İnsan, ahlaki değerlerin dikkate alındığı sosyal bir ortamda yaşamını sürdürür. Güzellik, sevgi, sadakat ve hakikat gibi kavramlar modern bireyin propaganda ettiğini söylediği değerler, aslında sadece sosyal ilişkileri esnek bir biçimde yürütmekten başka bir işe yaramazlar. Ahlaksız ahlak, birey ya da grupların söylemleri ile eylemlerinin ters düşmesini, hatta çoğu zaman kasıtlı bir şekilde, değişen şartlara uygun olarak farklılaşmasını ifade etmektedir. Modern toplumlarda bu ikilemlerin daha fazla yaşandığına şahit olunmaktadır. İyilik, doğruluk, sorumluluk, dürüstlük, erdemlilik gibi nitelikleri kapsayan ahlak, toplumsal yaşantının olmazsa olmazıdır. Bir toplumda bu niteliklerin kaybolması veya anlamını yitirmesi; kriz, bunalım, yabancılaşma veya çatışma olarak karşılık bulacaktır. 

Ahlakın çerçevesi her ne kadar bazı standartlarla belirlenmeye çalışılsa da bireyden bireye, toplumdan topluma, zamandan zamana ve mekândan mekâna değişiklik gösterebilir. Burada dikkate alınacak husus iyi kötü ve doğru yanlış tanımlarıdır. Söz konusu kavramlar son derece görecelidir. O hâlde ahlaklılık ve ahlaksızlık konusunda bir belirsizlik ortaya çıkmaktadır. Yine de toplum vicdanında, gerek bireysel gerekse toplumsal tutum ve davranışlardan hangilerinin ahlaklı veya ahlaksız olduğuna dair belirgin ölçütler bulunmaktadır. Bireysel ve toplumsal tutum ve davranışlar genel olarak kabul görüyor ve toplum yararına olduğu kanaatini uyandırıyorsa ahlaklı, karşıt bir durumdaysa ahlaksız olarak nitelendirilir. 

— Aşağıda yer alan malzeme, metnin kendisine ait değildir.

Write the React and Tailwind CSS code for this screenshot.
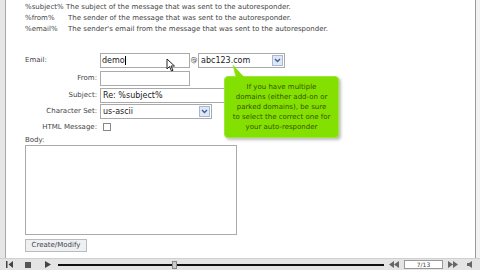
import React from "react";

const f = { fontFamily: '"DejaVu Sans", Verdana, sans-serif' };

function Arrow() {
  return (
    <div className="w-[11px] h-[11px] mt-[1px] mr-[1px] border border-[#a9b8d6] bg-[#dfe7f5] flex items-center justify-center">
      <svg width="7" height="5" viewBox="0 0 7 5"><path d="M1 1 L3.5 3.5 L6 1" stroke="#3a5a9a" strokeWidth="1.3" fill="none" /></svg>
    </div>
  );
}

export default function App() {
  return (
    <div className="w-[480px] h-[270px] relative bg-white overflow-hidden text-[#444] flex flex-col" style={f}>
      <div className="flex flex-1 min-h-0">
        <div className="w-[6px] bg-[#e6e6e6] border-r border-[#a8a8a8]" />
        <div className="flex-1 pl-[19px] pt-[2px] text-[7px] leading-[11px] relative">
          <div className="flex"><span className="w-[41px]">%subject%</span><span>The subject of the message that was sent to the autoresponder.</span></div>
          <div className="flex"><span className="w-[43px]">%from%</span><span>The sender of the message that was sent to the autoresponder.</span></div>
          <div className="flex"><span className="w-[43px]">%email%</span><span>The sender's email from the message that was sent to the autoresponder.</span></div>

          <div className="mt-[18px] flex items-start h-[15px]">
            <span className="w-[75px] text-[7px] leading-[15px] text-[#444]">Email:</span>
            <div className="w-[90px] h-[15px] border border-[#aaa] text-[8px] leading-[13px] px-[1px] text-[#222]">demo<span className="inline-block w-px h-[9px] bg-black align-middle" /></div>
            <span className="w-[8px] text-center text-[7px] leading-[15px]">@</span>
            <div className="w-[87px] h-[15px] border border-[#aaa] flex justify-between">
              <span className="text-[8px] leading-[13px] px-[2px] text-[#222]">abc123.com</span>
              <Arrow />
            </div>
          </div>

          <div className="mt-[3px] flex items-start h-[15px]">
            <span className="w-[72px] text-right text-[7px] leading-[15px] text-[#444]">From:</span>
            <div className="ml-[3px] w-[90px] h-[15px] border border-[#aaa]" />
          </div>

          <div className="mt-[2px] flex items-start h-[15px]">
            <span className="w-[72px] text-right text-[7px] leading-[15px] text-[#444]">Subject:</span>
            <div className="ml-[3px] w-[130px] h-[15px] border border-[#aaa] text-[8px] leading-[13px] px-[2px] text-[#222]">Re: %subject%</div>
          </div>

          <div className="mt-[1px] flex items-start h-[15px]">
            <span className="w-[72px] text-right text-[7px] leading-[15px] text-[#444]">Character Set:</span>
            <div className="ml-[3px] w-[112px] h-[15px] border border-[#aaa] flex justify-between">
              <span className="text-[8px] leading-[13px] px-[2px] text-[#222]">us-ascii</span>
              <Arrow />
            </div>
          </div>

          <div className="mt-[2px] flex items-center h-[12px]">
            <span className="w-[72px] text-right text-[7px] leading-[12px] text-[#444]">HTML Message:</span>
            <div className="ml-[6px] w-[8px] h-[8px] border border-[#888]" />
          </div>

          <div className="mt-[3px] text-[7px] leading-[9px] text-[#444]">Body:</div>
          <div className="w-[212px] h-[90px] border border-[#aaa]" />
          <div className="mt-[4px] w-[62px] h-[13px] border border-[#bbb] bg-[#eef0f3] text-[7px] leading-[11px] text-center text-[#444]">Create/Modify</div>

          <svg className="absolute left-[160px] top-[58px]" width="10" height="14" viewBox="0 0 10 14">
            <path d="M1 1 L1 11 L3.5 8.5 L5.5 13 L7 12.3 L5 8 L8.5 8 Z" fill="white" stroke="#222" strokeWidth="1" />
          </svg>

          <div className="absolute left-[218px] top-[76px] w-[115px] h-[62px] rounded-[4px] bg-[#84e000] border border-[#9be83a] shadow-[2px_2px_3px_rgba(0,0,0,0.25)] flex items-center justify-center text-center text-[7px] leading-[10px] text-[#3a5200]">
            <div>If you have multiple<br />domains (either add-on or<br />parked domains), be sure<br />to select the correct one for<br />your auto-responder</div>
          </div>
          <svg className="absolute left-[224px] top-[65px]" width="16" height="13" viewBox="0 0 16 13">
            <path d="M3 0 L15 13 L6 13 Z" fill="#84e000" />
            <path d="M3 0 L6 12" stroke="#9be83a" strokeWidth="0.8" />
          </svg>
        </div>
        <div className="w-[5px] border-l border-[#9a9a9a] bg-[#f2f2f2]" />
      </div>

      <div className="h-[12px] bg-[#e4e4e4] border-t border-[#d0d0d0] flex items-center text-[#444]">
        <div className="w-[16px] flex justify-center ml-[2px]">
          <svg width="8" height="7" viewBox="0 0 8 7"><rect x="0" y="0" width="1.5" height="7" fill="#444" /><path d="M7 0 L2.5 3.5 L7 7 Z" fill="#444" /></svg>
        </div>
        <div className="w-[20px] flex justify-center">
          <svg width="6" height="6" viewBox="0 0 6 6"><rect width="6" height="6" fill="#555" /></svg>
        </div>
        <div className="w-[20px] flex justify-center">
          <svg width="6" height="7" viewBox="0 0 6 7"><path d="M0 0 L6 3.5 L0 7 Z" fill="#444" /></svg>
        </div>
        <div className="relative w-[326px] h-[12px] flex items-center">
          <div className="w-full h-[2px] bg-[#111]" />
          <div className="absolute left-[114px] top-[2px] w-[5px] h-[8px] bg-[#ccc] border border-[#888]" />
        </div>
        <div className="w-[20px] flex justify-center">
          <svg width="10" height="7" viewBox="0 0 10 7"><path d="M5 0 L0 3.5 L5 7 Z M10 0 L5 3.5 L10 7 Z" fill="#666" /></svg>
        </div>
        <div className="w-[39px] h-[9px] bg-white border border-[#999] text-[6px] leading-[7px] text-center">7/13</div>
        <div className="w-[20px] flex justify-center">
          <svg width="10" height="7" viewBox="0 0 10 7"><path d="M0 0 L5 3.5 L0 7 Z M5 0 L10 3.5 L5 7 Z" fill="#666" /></svg>
        </div>
        <div className="w-[14px] flex justify-center">
          <svg width="7" height="7" viewBox="0 0 7 7"><path d="M0 2 L2 2 L5 0 L5 7 L2 5 L0 5 Z" fill="#666" /></svg>
        </div>
      </div>
    </div>
  );
}
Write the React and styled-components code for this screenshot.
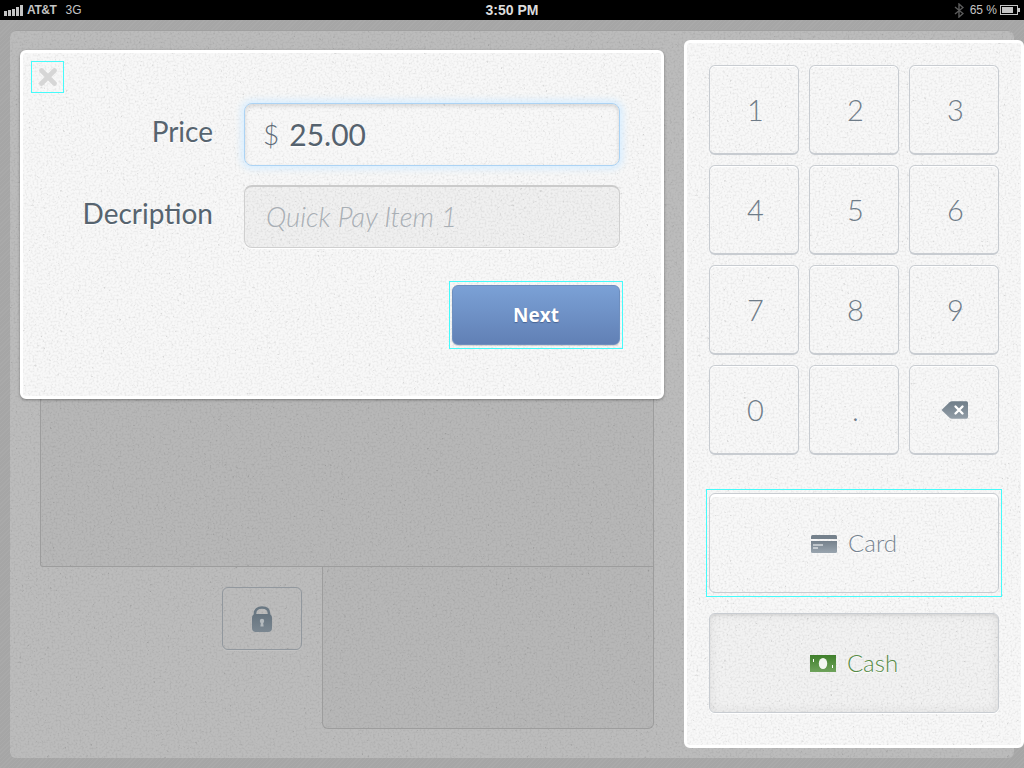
import React from "react";
import styled, { createGlobalStyle } from "styled-components";

const svgNoise = (freq, slope, offset, seed, size = 320) =>
  `url("data:image/svg+xml,${encodeURIComponent(
    `<svg xmlns='http://www.w3.org/2000/svg' width='${size}' height='${size}'><filter id='n' x='0' y='0' width='100%' height='100%'><feTurbulence type='fractalNoise' baseFrequency='${freq}' numOctaves='3' seed='${seed}' stitchTiles='stitch'/><feColorMatrix values='0 0 0 0 0  0 0 0 0 0  0 0 0 0 0  0 0 0 ${slope} ${offset}'/></filter><rect width='100%' height='100%' filter='url(#n)'/></svg>`
  )}")`;

const fine = svgNoise(0.5, 0.16, -0.068, 7);
const specks = svgNoise(0.35, 0.6, -0.43, 23, 480);
const paper = `${specks}, ${fine}`;

const GlobalStyle = createGlobalStyle`
  html, body { margin: 0; padding: 0; height: 768px; overflow: hidden; background: #a6a6a6; }
  * { box-sizing: border-box; }
`;

const Page = styled.div`
  width: 1024px;
  height: 768px;
  display: flex;
  flex-direction: column;
  font-family: Lato, "Open Sans", sans-serif;
`;

const StatusBar = styled.header`
  height: 20px;
  flex: none;
  background: #000;
  display: grid;
  grid-template-columns: 1fr auto 1fr;
  align-items: center;
  padding: 0 4px;
  color: #c4c4c4;
  font: bold 12px "Liberation Sans", Arial, sans-serif;
`;

const StatusLeft = styled.div`
  display: flex;
  align-items: center;
  gap: 3px;
`;

const Carrier = styled.span`
  letter-spacing: -0.4px;
  margin-right: 6px;
`;

const Network = styled.span`
  font-weight: normal;
`;

const Clock = styled.time`
  font-size: 14px;
  color: #dcdcdc;
`;

const StatusRight = styled.div`
  display: flex;
  align-items: center;
  justify-content: flex-end;
  gap: 3px;
  font-weight: normal;
`;

const BatteryText = styled.span`
  margin-left: 3px;
  font-weight: normal;
`;

const Stage = styled.main`
  flex: 1;
  padding: 10px;
  background: repeating-linear-gradient(135deg, #aaaaaa 0 1px, #a6a6a6 1px 3px);
`;

const Desk = styled.div`
  position: relative;
  height: 728px;
  padding: 10px 0;
  display: flex;
  justify-content: space-between;
  border-radius: 6px;
  background: ${paper}, #bcbcbc;
  box-shadow: inset 0 1px 0 #a0a0a0;
`;

const Register = styled.section`
  width: 644px;
  padding-left: 30px;
  display: flex;
  flex-direction: column;
`;

const CartArea = styled.div`
  height: 507px;
  margin-top: 20px;
  border: solid #9d9d9d;
  border-width: 0 1px 1px 1px;
  border-radius: 0 0 0 3px;
  background: rgba(0, 0, 0, 0.025);
`;

const LowerRow = styled.div`
  display: flex;
  height: 162px;
`;

const LockCell = styled.div`
  width: 282px;
  padding: 20px 20px 0 0;
  display: flex;
  justify-content: flex-end;
  align-items: flex-start;
`;

const LockButton = styled.button`
  width: 80px;
  height: 63px;
  padding: 0;
  display: flex;
  align-items: center;
  justify-content: center;
  border: 1px solid #92989e;
  border-radius: 6px;
  background: transparent;
  box-shadow: 0 1px 0 #c2c2c2;
`;

const ReceiptArea = styled.div`
  flex: 1;
  border: solid #9d9d9d;
  border-width: 0 1px 1px 1px;
  border-radius: 0 0 6px 6px;
  background: rgba(0, 0, 0, 0.025);
`;

const Keypad = styled.aside`
  width: 340px;
  height: 708px;
  margin-right: -10px;
  padding: 22px 22px 0;
  border: 3px solid #fff;
  border-radius: 6px;
  background: ${paper}, #f8f8f8;
`;

const KeyGrid = styled.div`
  display: grid;
  grid-template-columns: repeat(3, 90px);
  grid-auto-rows: 90px;
  gap: 10px;
`;

const Key = styled.button`
  padding: ${(p) => (p.$icon ? "0" : "0 0 0 3px")};
  display: flex;
  align-items: center;
  justify-content: center;
  border: 1px solid #c8ccd1;
  border-bottom-width: 2px;
  border-radius: 6px;
  background: transparent;
  box-shadow: inset 0 1px 0 #fff;
  font: 300 29px Lato, sans-serif;
  color: #6f7c88;
`;

const HotSpot = styled.div`
  border: 1px solid #45fbfb;
  padding: 3px 2px;
`;

const CardSpot = styled(HotSpot)`
  margin: 34px -3px 0;
  height: 108px;
`;

const PayButton = styled.button`
  width: 100%;
  height: ${(p) => (p.$cash ? "100px" : "100%")};
  margin-top: ${(p) => (p.$cash ? "16px" : "0")};
  padding: 0;
  display: flex;
  align-items: center;
  justify-content: center;
  gap: 11px;
  border: 1px solid #c8ccd1;
  border-radius: 6px;
  background: ${(p) => (p.$cash ? "rgba(0,0,0,.025)" : "transparent")};
  box-shadow: ${(p) =>
    p.$cash
      ? "inset 0 0 12px rgba(0,0,0,.08), inset 0 2px 2px rgba(0,0,0,.06), 0 1px 0 #fff"
      : "inset 0 3px 0 #fff"};
  font: 300 24px Lato, sans-serif;
  color: ${(p) => (p.$cash ? "#568a45" : "#76838f")};
  text-shadow: 0 1px 0 #fff;

  svg {
    margin-top: 2px;
  }
`;

const PayLabel = styled.span`
  margin-bottom: 2px;
`;

const Modal = styled.section`
  position: absolute;
  left: 10px;
  top: 20px;
  width: 644px;
  height: 349px;
  padding: 8px 41px 0 8px;
  border: 3px solid #fff;
  border-radius: 6px;
  background: ${paper}, #f8f8f8;
  box-shadow: 0 1px 3px rgba(0, 0, 0, 0.35);
`;

const CloseSpot = styled.button`
  display: flex;
  align-items: center;
  justify-content: center;
  width: 33px;
  height: 32px;
  padding: 0;
  border: 1px solid #45fbfb;
  background: transparent;
`;

const Form = styled.div`
  margin-top: 10px;
  display: flex;
  flex-direction: column;
  gap: 19px;
`;

const Row = styled.div`
  display: grid;
  grid-template-columns: 182px 376px;
  column-gap: 31px;
  align-items: center;
`;

const Label = styled.label`
  text-align: right;
  font-size: 28px;
  color: #57646f;
  text-shadow: 0 1px 0 #fff;
  padding-bottom: 8px;
`;

const PriceField = styled.div`
  height: 63px;
  padding: 0 0 2px 18px;
  display: flex;
  align-items: center;
  gap: 10px;
  border: 1px solid #acd3f4;
  border-radius: 8px;
  background: rgba(255, 255, 255, 0.1);
  box-shadow: 0 0 7px 3px #d9eeff, inset 0 2px 4px rgba(0, 0, 0, 0.14);
`;

const Currency = styled.span`
  font-size: 28px;
  font-weight: 300;
  color: #5d6a76;
`;

const Amount = styled.span`
  font-size: 30px;
  color: #55626e;
  text-shadow: 0 1px 0 #fff;
`;

const DescField = styled.div`
  height: 63px;
  padding: 0 0 2px 21px;
  display: flex;
  align-items: center;
  border: 1px solid #cfcfcf;
  border-top: 2px solid #cbcbcb;
  border-radius: 8px;
  background: rgba(0, 0, 0, 0.03);
  box-shadow: 0 1px 0 #fff;
`;

const Placeholder = styled.span`
  font-size: 27.5px;
  font-style: italic;
  font-weight: 300;
  color: #a9afb5;
`;

const Footer = styled.div`
  margin: 33px -3px 0 0;
  display: flex;
  justify-content: flex-end;
`;

const NextSpot = styled(HotSpot)`
  width: 174px;
  height: 68px;
`;

const NextButton = styled.button`
  width: 100%;
  height: 100%;
  padding: 0;
  border: 1px solid #6f8fbf;
  border-radius: 6px;
  background: linear-gradient(#7ba1d6, #6180b5);
  box-shadow: 0 1px 1px rgba(0, 0, 0, 0.15);
  font: bold 19px "Open Sans", Lato, sans-serif;
  color: #fff;
  text-shadow: 0 1px 1px rgba(40, 60, 100, 0.5);
`;

const SignalIcon = () => (
  <svg width="20" height="11" viewBox="0 0 20 11" fill="#c4c4c4" aria-hidden="true">
    <rect x="0" y="6" width="3" height="5" />
    <rect x="4" y="5" width="3" height="6" />
    <rect x="8" y="4" width="3" height="7" />
    <rect x="12" y="2" width="3" height="9" />
    <rect x="16" y="0" width="3" height="11" />
  </svg>
);

const BluetoothIcon = () => (
  <svg width="10" height="15" viewBox="0 0 10 15" fill="none" stroke="#5c5c5c" strokeWidth="1.4" aria-hidden="true">
    <path d="M1 4l8 6.5L5 14V1l4 3.5L1 11" />
  </svg>
);

const BatteryIcon = () => (
  <svg width="20" height="10" viewBox="0 0 20 10" aria-hidden="true">
    <rect x="0.5" y="0.5" width="17" height="9" fill="none" stroke="#c4c4c4" />
    <rect x="2" y="2" width="11" height="6" fill="#c4c4c4" />
    <rect x="18" y="3" width="2" height="4" fill="#c4c4c4" />
  </svg>
);

const CloseIcon = () => (
  <svg width="18" height="18" viewBox="0 0 18 18" aria-hidden="true">
    <path d="M2.5 2.5l13 13M15.5 2.5l-13 13" stroke="#d6d6d6" strokeWidth="4.6" strokeLinecap="round" />
  </svg>
);

const BackspaceIcon = () => (
  <svg width="27" height="18" viewBox="0 0 27 18" aria-hidden="true">
    <defs>
      <linearGradient id="bs" x1="0" y1="0" x2="0" y2="1">
        <stop offset="0" stopColor="#6f7d88" />
        <stop offset="1" stopColor="#929da7" />
      </linearGradient>
    </defs>
    <path d="M0.5 9L8.5 1.2Q9.5 0.3 11 0.3H25.5Q27 0.3 27 2V16Q27 17.7 25.5 17.7H11Q9.5 17.7 8.5 16.8Z" fill="url(#bs)" />
    <path d="M14.5 5.5l7 7M21.5 5.5l-7 7" stroke="#fff" strokeWidth="2.4" strokeLinecap="round" />
  </svg>
);

const CardIcon = () => (
  <svg width="26" height="18" viewBox="0 0 26 18" aria-hidden="true">
    <defs>
      <linearGradient id="cd" x1="0" y1="0" x2="0" y2="1">
        <stop offset="0" stopColor="#75818c" />
        <stop offset="1" stopColor="#9aa5af" />
      </linearGradient>
    </defs>
    <path d="M0 4V1.5Q0 0 1.5 0H24.5Q26 0 26 1.5V4Z" fill="#75818c" />
    <path d="M0 6H26V16.5Q26 18 24.5 18H1.5Q0 18 0 16.5Z" fill="url(#cd)" />
    <path d="M2 10H12M2 13H7" stroke="#fff" strokeWidth="1" />
  </svg>
);

const CashIcon = () => (
  <svg width="26" height="18" viewBox="0 0 26 18" aria-hidden="true">
    <defs>
      <linearGradient id="ch" x1="0" y1="0" x2="0" y2="1">
        <stop offset="0" stopColor="#3f7f2b" />
        <stop offset="1" stopColor="#6fa35c" />
      </linearGradient>
    </defs>
    <rect width="26" height="17" fill="url(#ch)" />
    <ellipse cx="13" cy="8.5" rx="4.2" ry="5.6" fill="#fff" fillOpacity="0.92" />
    <rect x="3" y="4" width="1" height="3" fill="#fff" />
    <rect x="22" y="10" width="1" height="3" fill="#fff" />
  </svg>
);

const LockIcon = () => (
  <svg width="22" height="26" viewBox="0 0 22 26" aria-hidden="true">
    <defs>
      <linearGradient id="lk" x1="0" y1="0" x2="0" y2="1">
        <stop offset="0" stopColor="#66747f" />
        <stop offset="1" stopColor="#7b8791" />
      </linearGradient>
    </defs>
    <path d="M4 10V7.5C4 3.5 7 1.5 11 1.5S18 3.5 18 7.5V10" fill="none" stroke="#6a7883" strokeWidth="2.6" />
    <rect x="1" y="8" width="20" height="18" rx="4" fill="url(#lk)" />
    <circle cx="11" cy="15" r="2.2" fill="#b3b9bd" />
    <path d="M10 15.5h2l.6 5h-3.2z" fill="#b3b9bd" />
  </svg>
);

const keys = ["1", "2", "3", "4", "5", "6", "7", "8", "9", "0", "."];

export default function App() {
  return (
    <Page>
      <GlobalStyle />
      <StatusBar>
        <StatusLeft>
          <SignalIcon />
          <Carrier>AT&amp;T</Carrier>
          <Network>3G</Network>
        </StatusLeft>
        <Clock>3:50 PM</Clock>
        <StatusRight>
          <BluetoothIcon />
          <BatteryText>65 %</BatteryText>
          <BatteryIcon />
        </StatusRight>
      </StatusBar>
      <Stage>
        <Desk>
          <Register>
            <CartArea />
            <LowerRow>
              <LockCell>
                <LockButton aria-label="Lock">
                  <LockIcon />
                </LockButton>
              </LockCell>
              <ReceiptArea />
            </LowerRow>
          </Register>
          <Keypad>
            <KeyGrid>
              {keys.map((k) => (
                <Key key={k}>{k}</Key>
              ))}
              <Key $icon aria-label="Backspace">
                <BackspaceIcon />
              </Key>
            </KeyGrid>
            <CardSpot>
              <PayButton>
                <CardIcon />
                <PayLabel>Card</PayLabel>
              </PayButton>
            </CardSpot>
            <PayButton $cash>
              <CashIcon />
              <PayLabel>Cash</PayLabel>
            </PayButton>
          </Keypad>
          <Modal>
            <CloseSpot aria-label="Close">
              <CloseIcon />
            </CloseSpot>
            <Form>
              <Row>
                <Label>Price</Label>
                <PriceField>
                  <Currency>$</Currency>
                  <Amount>25.00</Amount>
                </PriceField>
              </Row>
              <Row>
                <Label>Decription</Label>
                <DescField>
                  <Placeholder>Quick Pay Item 1</Placeholder>
                </DescField>
              </Row>
            </Form>
            <Footer>
              <NextSpot>
                <NextButton>Next</NextButton>
              </NextSpot>
            </Footer>
          </Modal>
        </Desk>
      </Stage>
    </Page>
  );
}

İnsan davranışlarını iyi veya kötü diye değerlendirmekten doğan ahlak, her toplumda söz konusudur. Çünkü kaynaklandığı yer, insanın vicdanıdır. Vicdan; iyiyi kötüyü, haklıyı haksızı ayıran bir bilinç türüdür. Ahlaki değerler ve değersizliklerle, ahlak değerlendirmesinin ölçütleri insanın kendi içinde doğup gelişir. Toplumdaki ahlak kuralları bir bireyin ya da belirli bir grubun faydasına değil, toplumun tamamının faydasınadır. RAB doğruların yolunu gözetir, Kötülerin yolu ise ölüme götürür.